Limitations to consider

Dynamic pricing won’t work for all event types—especially where prices are fixed by contracts or regulatory constraints. Transparency is also key; attendees may react poorly if price changes feel opaque or unfair.

Measuring Success: Metrics Beyond Clicks

Once your dashboard is live, how do you measure its impact?

Look beyond raw traffic or engagement:

  • Conversion lift: How much did real-time insights increase ticket sales or upsells?
  • Response time: How quickly did teams act on dashboard alerts?
  • Sponsor satisfaction: Did live booth metrics improve sponsor renewals?
  • Technical uptime and latency: Is data flowing smoothly without delays?

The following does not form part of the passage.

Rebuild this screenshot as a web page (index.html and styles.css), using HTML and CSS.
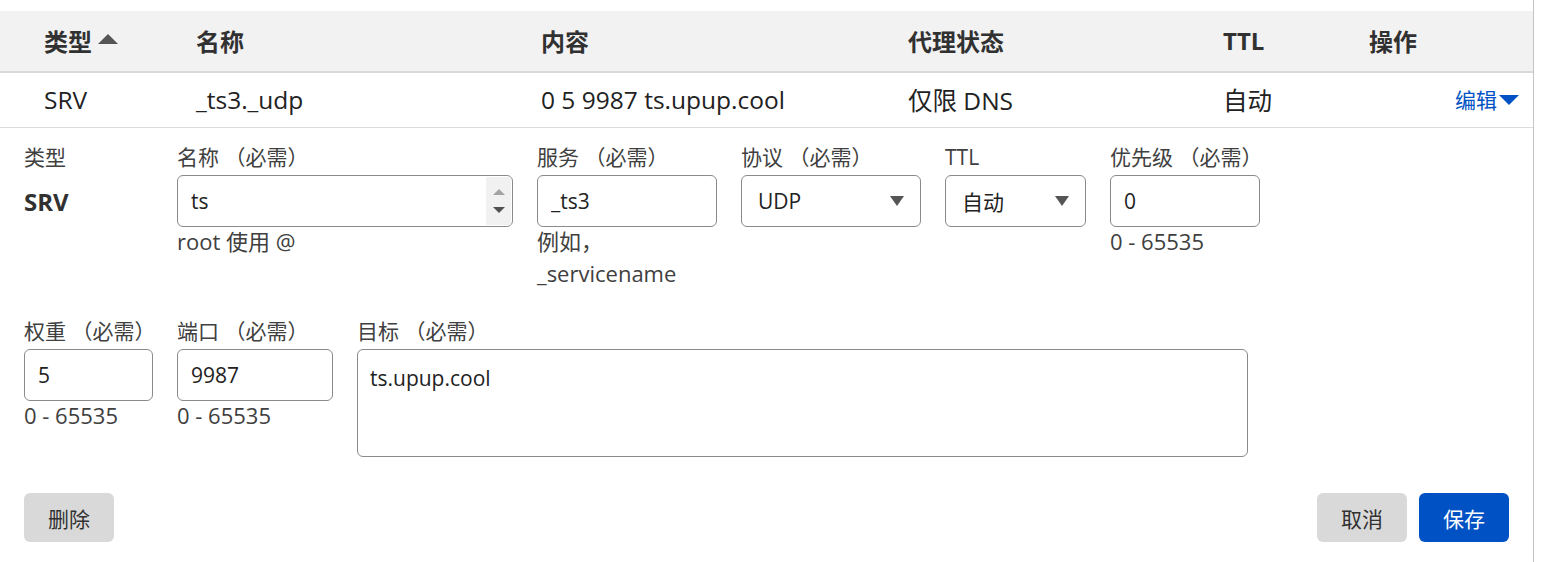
FILE: index.html
```html
<!DOCTYPE html>
<html lang="zh-CN">
<head>
<meta charset="utf-8">
<title>DNS 记录</title>
<link rel="stylesheet" href="styles.css">
</head>
<body>
<div class="panel">
  <div class="table-head cols">
    <div class="th">类型 <span class="sort-up"></span></div>
    <div class="th">名称</div>
    <div class="th">内容</div>
    <div class="th">代理状态</div>
    <div class="th">TTL</div>
    <div class="th">操作</div>
  </div>
  <div class="table-row cols">
    <div class="td">SRV</div>
    <div class="td">_ts3._udp</div>
    <div class="td">0 5 9987 ts.upup.cool</div>
    <div class="td">仅限 DNS</div>
    <div class="td">自动</div>
    <div class="td td-action"><a class="edit-link" href="#">编辑<span class="caret-down"></span></a></div>
  </div>

  <form class="editor">
    <div class="form-row">
      <div class="field w-type">
        <label class="label">类型</label>
        <div class="static-value">SRV</div>
      </div>
      <div class="field w-name">
        <label class="label">名称 （必需）</label>
        <div class="box combo">
          <input class="bare" type="text" value="ts">
          <div class="spinner"><span class="spin-up"></span><span class="spin-down"></span></div>
        </div>
        <div class="help">root 使用 @</div>
      </div>
      <div class="field w-180">
        <label class="label">服务 （必需）</label>
        <input class="box input" type="text" value="_ts3">
        <div class="help">例如，_servicename</div>
      </div>
      <div class="field w-180">
        <label class="label">协议 （必需）</label>
        <div class="box select"><span>UDP</span><span class="select-caret"></span></div>
      </div>
      <div class="field w-ttl">
        <label class="label">TTL</label>
        <div class="box select"><span>自动</span><span class="select-caret"></span></div>
      </div>
      <div class="field w-prio">
        <label class="label">优先级 （必需）</label>
        <input class="box input" type="text" value="0">
        <div class="help">0 - 65535</div>
      </div>
    </div>

    <div class="form-row row-2">
      <div class="field w-type">
        <label class="label">权重 （必需）</label>
        <input class="box input" type="text" value="5">
        <div class="help">0 - 65535</div>
      </div>
      <div class="field w-port">
        <label class="label">端口 （必需）</label>
        <input class="box input" type="text" value="9987">
        <div class="help">0 - 65535</div>
      </div>
      <div class="field w-target">
        <label class="label">目标 （必需）</label>
        <textarea class="box textarea">ts.upup.cool</textarea>
      </div>
    </div>

    <div class="actions">
      <button type="button" class="btn btn-grey">删除</button>
      <div class="actions-right">
        <button type="button" class="btn btn-grey">取消</button>
        <button type="button" class="btn btn-primary">保存</button>
      </div>
    </div>
  </form>
</div>
</body>
</html>
```

FILE: styles.css
```css
* { box-sizing: border-box; }

html, body {
  margin: 0;
  padding: 0;
  background: #ffffff;
}

body {
  font-family: "Open Sans", "Noto Sans CJK SC", "Noto Sans", sans-serif;
  color: #222222;
  overflow: hidden;
}

.panel {
  width: 1534px;
  height: 562px;
  padding-top: 11px;
  border-right: 1px solid #c4c4c4;
}

/* ---------- table ---------- */
.cols {
  display: grid;
  grid-template-columns: 152px 345px 367px 315px 146px 1fr;
  align-items: center;
  padding-left: 44px;
  padding-right: 14px;
}

.table-head {
  height: 62px;
  padding-bottom: 2px;
  background: #f2f2f2;
  border-bottom: 2px solid #d9d9d9;
}

.th {
  font-size: 24px;
  font-weight: 700;
  color: #313131;
  display: flex;
  align-items: center;
  gap: 6px;
}

.sort-up {
  width: 0;
  height: 0;
  border-left: 10px solid transparent;
  border-right: 10px solid transparent;
  border-bottom: 10px solid #555555;
  margin-top: -2px;
}

.table-row {
  height: 55px;
  padding-bottom: 2px;
  border-bottom: 1px solid #dcdcdc;
}

.td {
  font-size: 24.5px;
  color: #222222;
  white-space: nowrap;
}

.td-action {
  display: flex;
  justify-content: flex-end;
}

.edit-link {
  color: #0051c3;
  font-size: 21px;
  text-decoration: none;
  display: flex;
  align-items: center;
  gap: 2px;
}

.caret-down {
  width: 0;
  height: 0;
  border-left: 10px solid transparent;
  border-right: 10px solid transparent;
  border-top: 10px solid #0051c3;
  margin-top: 2px;
}

/* ---------- editor ---------- */
.editor {
  padding: 15px 24px 0 24px;
  margin: 0;
}

.form-row {
  display: flex;
  gap: 24px;
  align-items: flex-start;
}

.row-2 {
  margin-top: 28px;
}

.field {
  display: flex;
  flex-direction: column;
}

.w-type { width: 129px; }
.w-name { width: 336px; }
.w-180 { width: 180px; }
.w-ttl { width: 141px; }
.w-prio { width: 150px; }
.w-port { width: 156px; }
.w-target { width: 891px; }

.label {
  font-size: 21px;
  line-height: 28px;
  color: #404040;
  margin-bottom: 4px;
  white-space: nowrap;
}

.static-value {
  height: 52px;
  display: flex;
  align-items: center;
  font-size: 24px;
  font-weight: 700;
  color: #313131;
}

.box {
  height: 52px;
  border: 1px solid #8a8a8a;
  border-radius: 6px;
  background: #ffffff;
  font-family: inherit;
  font-size: 21px;
  color: #222222;
}

.input {
  width: 100%;
  padding: 0 13px;
  outline: none;
}

.combo {
  display: flex;
  overflow: hidden;
}

.bare {
  flex: 1;
  min-width: 0;
  border: 0;
  outline: none;
  background: transparent;
  font-family: inherit;
  font-size: 21px;
  color: #222222;
  padding: 0 13px;
}

.spinner {
  width: 25px;
  margin: 1px 1px 1px 0;
  background: #f1f1f1;
  display: flex;
  flex-direction: column;
  align-items: center;
  justify-content: center;
  gap: 12px;
}

.spin-up {
  width: 0;
  height: 0;
  border-left: 6px solid transparent;
  border-right: 6px solid transparent;
  border-bottom: 6px solid #a3a3a3;
}

.spin-down {
  width: 0;
  height: 0;
  border-left: 6px solid transparent;
  border-right: 6px solid transparent;
  border-top: 6px solid #505050;
}

.select {
  display: flex;
  align-items: center;
  justify-content: space-between;
  padding: 0 16px 0 16px;
}

.select-caret {
  width: 0;
  height: 0;
  border-left: 7px solid transparent;
  border-right: 7px solid transparent;
  border-top: 10px solid #555555;
}

.textarea {
  width: 100%;
  height: 108px;
  padding: 13px 12px;
  line-height: 30px;
  resize: none;
  outline: none;
}

.help {
  font-size: 22px;
  line-height: 32px;
  margin-top: -2px;
  color: #404040;
}

/* ---------- actions ---------- */
.actions {
  display: flex;
  justify-content: space-between;
  margin-top: 36px;
}

.actions-right {
  display: flex;
  gap: 12px;
}

.btn {
  width: 90px;
  height: 49px;
  border: 0;
  border-radius: 6px;
  font-family: inherit;
  font-size: 21px;
  cursor: pointer;
}

.btn-grey {
  background: #d9d9d9;
  color: #313131;
}

.btn-primary {
  background: #0051c3;
  color: #ffffff;
}
```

One event team tracked dashboard alert responses and found that when action time dropped from 30 minutes to under 5, attendee satisfaction improved by 9% and sponsor booth sales increased 14%.

Scaling Up: From Pilot to Production

After initial success, you’ll want to scale dashboards for bigger events or multiple shows.

Consider:

  • Modular architecture: Separate ingestion, processing, and visualization components.
  • Cloud-managed streaming services: AWS Kinesis or Google Pub/Sub can offload operational burdens.
  • Flexible schema management: Events evolve rapidly; design schemas to accommodate changes without downtime.
  • User access controls: Different users need different visibility levels, especially for sensitive pricing data.

Final Caution: Overloading With Data

More data doesn’t always mean better decisions. Mid-level engineers often face pressure to add every conceivable metric. Resist that urge.

Stick to the story your dashboard must tell and iterate based on user feedback. Tools like Zigpoll can help gather qualitative insights to complement your numbers.


Getting started with real-time analytics dashboards in events isn’t trivial, but the payoff can be significant. Focus on event-specific data flows, incremental streaming pipelines, targeted metrics, and gradual AI integration.

This approach builds confidence and delivers tangible wins early—an essential foundation as your team tackles the complex, dynamic needs of conferences and tradeshows.